With Incremental Snapshots, we stream changes and snapshot entries concurrently.  This has the benefit that a large UNDO_RETENTION doesn't need to exist as well as archive log retention policies can usually be kept as they are, assuming they're being properly managed from the outset.  There are some minor nuances with how events may show up in the topics as they'll no longer be all snapshot records and then changes like the traditional approach because we are now emitting events for both phases concurrently.  However, with Oracle there is one caveat you have to be able to honor to use Incremental Snapshots and that is you cannot change the schema of the tables you are capturing while an incremental snapshot is ongoing.  Once the incremental snapshot has concluded, you can safely manipulate the captured table's schema but not while the snapshot is in progress.

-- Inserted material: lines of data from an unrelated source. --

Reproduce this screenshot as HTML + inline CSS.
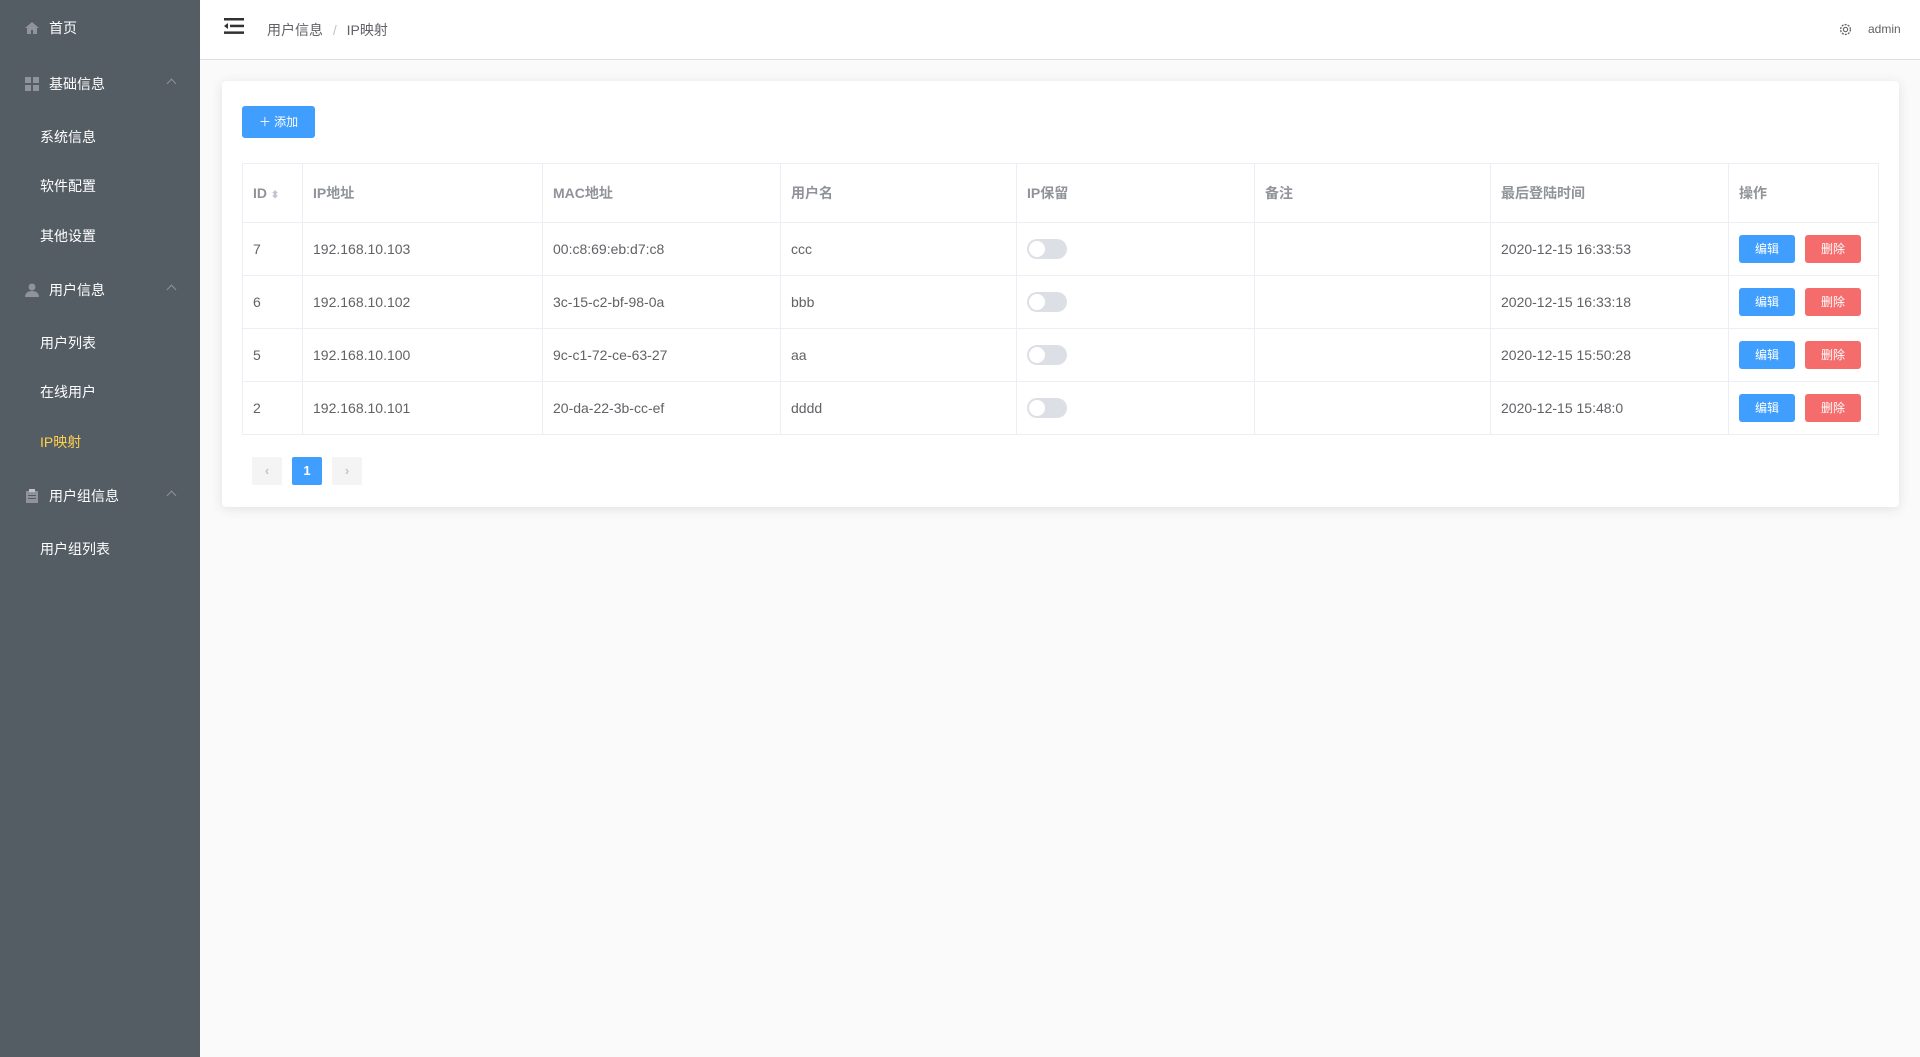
<!DOCTYPE html>
<html><head><meta charset="utf-8"><style>
*{box-sizing:border-box;margin:0;padding:0}
body{width:1920px;height:1057px;background:#fafafa;font-family:"Liberation Sans","Noto Sans CJK SC",sans-serif;font-size:14px;color:#606266;position:relative;overflow:hidden}
.side{position:absolute;left:0;top:0;width:200px;height:1057px;background:#545c64}
.mi{position:absolute;left:0;width:200px;color:#fff;font-size:14px;line-height:20px}
.mi .ic{position:absolute;left:25px;top:3px;width:14px;height:14px}
.mi .t{position:absolute;left:49px}
.sub .t{left:40px}
.arr{position:absolute;left:168px;top:6px;width:7px;height:7px;border-left:1px solid #909399;border-top:1px solid #909399;transform:rotate(45deg)}
.hdr{position:absolute;left:200px;top:0;right:0;height:60px;background:#fff;border-bottom:1px solid #dcdfe6}
.card{position:absolute;left:222px;top:81px;width:1677px;height:426px;background:#fff;border-radius:4px;box-shadow:0 2px 12px rgba(0,0,0,.1)}
.btn{position:absolute;color:#fff;border-radius:3px;font-size:12px;text-align:center}
table{position:absolute;left:20px;top:82px;width:1636px;border-collapse:collapse;table-layout:fixed}
td,th{border:1px solid #ebeef5;padding:0 10px;text-align:left;font-size:14px}
th{height:59px;color:#909399;font-weight:bold}
td{height:53px;color:#606266;position:relative}
.sw{display:inline-block;width:40px;height:20px;border-radius:10px;background:#dcdfe6;position:relative;vertical-align:middle}
.sw:after{content:"";position:absolute;left:2px;top:2px;width:16px;height:16px;border-radius:50%;background:#fff}
.e,.d{display:inline-block;width:56px;height:28px;line-height:28px;border-radius:3px;color:#fff;font-size:12px;text-align:center;vertical-align:middle}
.e{background:#409eff}.d{background:#f56c6c;margin-left:10px}
.pg{position:absolute;top:376px;width:30px;height:28px;line-height:28px;text-align:center;border-radius:2px;background:#f4f4f5;color:#c0c4cc;font-size:13px;font-weight:bold}
</style></head><body>
<div class="side">
 <div class="mi" style="top:18px"><svg class="ic" viewBox="0 0 14 14"><path d="M7 1L0 7h2v6h4V9h2v4h4V7h2z" fill="#909399"/></svg><span class="t">首页</span></div>
 <div class="mi" style="top:74px"><svg class="ic" viewBox="0 0 14 14" fill="#909399"><rect x="0" y="0" width="6" height="6"/><rect x="8" y="0" width="6" height="6"/><rect x="0" y="8" width="6" height="6"/><rect x="8" y="8" width="6" height="6"/></svg><span class="t">基础信息</span><i class="arr"></i></div>
 <div class="mi sub" style="top:127px"><span class="t">系统信息</span></div>
 <div class="mi sub" style="top:176px"><span class="t">软件配置</span></div>
 <div class="mi sub" style="top:226px"><span class="t">其他设置</span></div>
 <div class="mi" style="top:280px"><svg class="ic" viewBox="0 0 14 14" fill="#909399"><circle cx="7" cy="4" r="3.5"/><path d="M0 14c0-4 3-6 7-6s7 2 7 6z"/></svg><span class="t">用户信息</span><i class="arr"></i></div>
 <div class="mi sub" style="top:333px"><span class="t">用户列表</span></div>
 <div class="mi sub" style="top:382px"><span class="t">在线用户</span></div>
 <div class="mi sub" style="top:432px;color:#ffd04b"><span class="t">IP映射</span></div>
 <div class="mi" style="top:486px"><svg class="ic" viewBox="0 0 14 14" fill="#909399"><rect x="1" y="2" width="12" height="12"/><rect x="4" y="0" width="6" height="3" fill="#c0c4cc"/><rect x="3" y="6" width="8" height="1" fill="#545c64"/><rect x="3" y="9" width="8" height="1" fill="#545c64"/></svg><span class="t">用户组信息</span><i class="arr"></i></div>
 <div class="mi sub" style="top:539px"><span class="t">用户组列表</span></div>
</div>
<div class="hdr">
 <svg style="position:absolute;left:24px;top:18px" width="20" height="16" viewBox="0 0 20 16"><rect x="0" y="0" width="20" height="2.5" fill="#303133"/><rect x="6" y="6.7" width="14" height="2.5" fill="#303133"/><rect x="0" y="13.4" width="20" height="2.5" fill="#303133"/><path d="M0 8L4 5v6z" fill="#303133"/></svg>
 <div style="position:absolute;left:67px;top:20px;color:#606266">用户信息 <span style="color:#c0c4cc;margin:0 6px">/</span> IP映射</div>
 <svg style="position:absolute;left:1639px;top:23px" width="13" height="13" viewBox="0 0 14 14"><circle cx="7" cy="7" r="5.3" fill="none" stroke="#606266" stroke-width="1.4" stroke-dasharray="2.2 1.2"/><circle cx="7" cy="7" r="2.3" fill="none" stroke="#606266" stroke-width="1.2"/></svg>
 <div style="position:absolute;left:1668px;top:22px;font-size:12px;color:#606266">admin</div>
</div>
<div class="card">
 <div class="btn" style="left:20px;top:25px;width:73px;height:32px;line-height:32px;background:#409eff">＋ 添加</div>
 <table>
  <colgroup><col style="width:60px"><col style="width:240px"><col style="width:238px"><col style="width:236px"><col style="width:238px"><col style="width:236px"><col style="width:238px"><col style="width:150px"></colgroup>
  <tr><th>ID <span style="color:#c0c4cc;font-size:10px">⬍</span></th><th>IP地址</th><th>MAC地址</th><th>用户名</th><th>IP保留</th><th>备注</th><th>最后登陆时间</th><th>操作</th></tr>
  <tr><td>7</td><td>192.168.10.103</td><td>00:c8:69:eb:d7:c8</td><td>ccc</td><td><span class="sw"></span></td><td></td><td>2020-12-15 16:33:53</td><td><span class="e">编辑</span><span class="d">删除</span></td></tr>
  <tr><td>6</td><td>192.168.10.102</td><td>3c-15-c2-bf-98-0a</td><td>bbb</td><td><span class="sw"></span></td><td></td><td>2020-12-15 16:33:18</td><td><span class="e">编辑</span><span class="d">删除</span></td></tr>
  <tr><td>5</td><td>192.168.10.100</td><td>9c-c1-72-ce-63-27</td><td>aa</td><td><span class="sw"></span></td><td></td><td>2020-12-15 15:50:28</td><td><span class="e">编辑</span><span class="d">删除</span></td></tr>
  <tr><td>2</td><td>192.168.10.101</td><td>20-da-22-3b-cc-ef</td><td>dddd</td><td><span class="sw"></span></td><td></td><td>2020-12-15 15:48:0</td><td><span class="e">编辑</span><span class="d">删除</span></td></tr>
 </table>
 <div class="pg" style="left:30px">‹</div>
 <div class="pg" style="left:70px;background:#409eff;color:#fff">1</div>
 <div class="pg" style="left:110px">›</div>
</div>
</body></html>
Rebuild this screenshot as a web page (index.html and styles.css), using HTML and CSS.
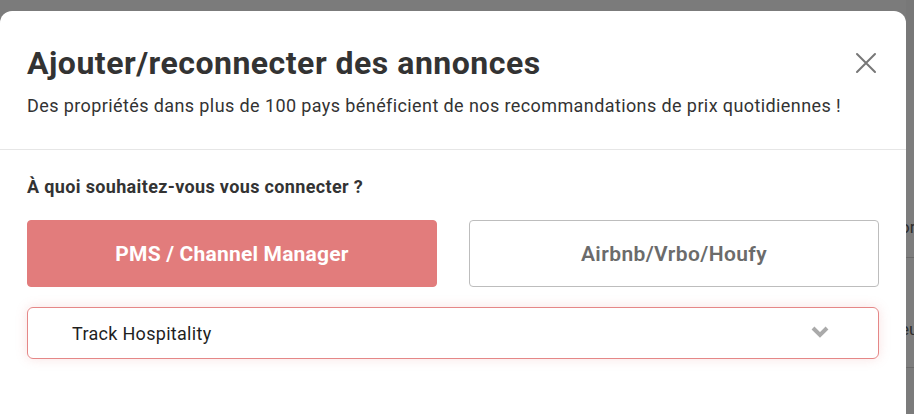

In terms of duration of the snapshot, at least with Oracle the incremental snapshot style will be slightly slower than the traditional snapshot approach.  This is largely due to how we interact with Oracle LogMiner and how the incremental snapshot triggers are received as change events using a poll style mechanism.  You can adjust the polling to be faster or slower by adjusting log.mining.sleep.time.xxx settings; however be aware that having LogMiner queries fired without a small delay can lead to high CPU usage on the Oracle database server; hence why these sleep/poll values exist.

You mentioned 6 hours in your original question, is that the maximum allowed time you can have the snapshot run or is that the duration of a traditional snapshot that you've observed?  If that's what you observed, that seems pretty reasonable given the amount of data.  If that's the maximum duration you can have a snapshot run, what is driving that?  Is that due to UNDO_RETENTION or some other factor?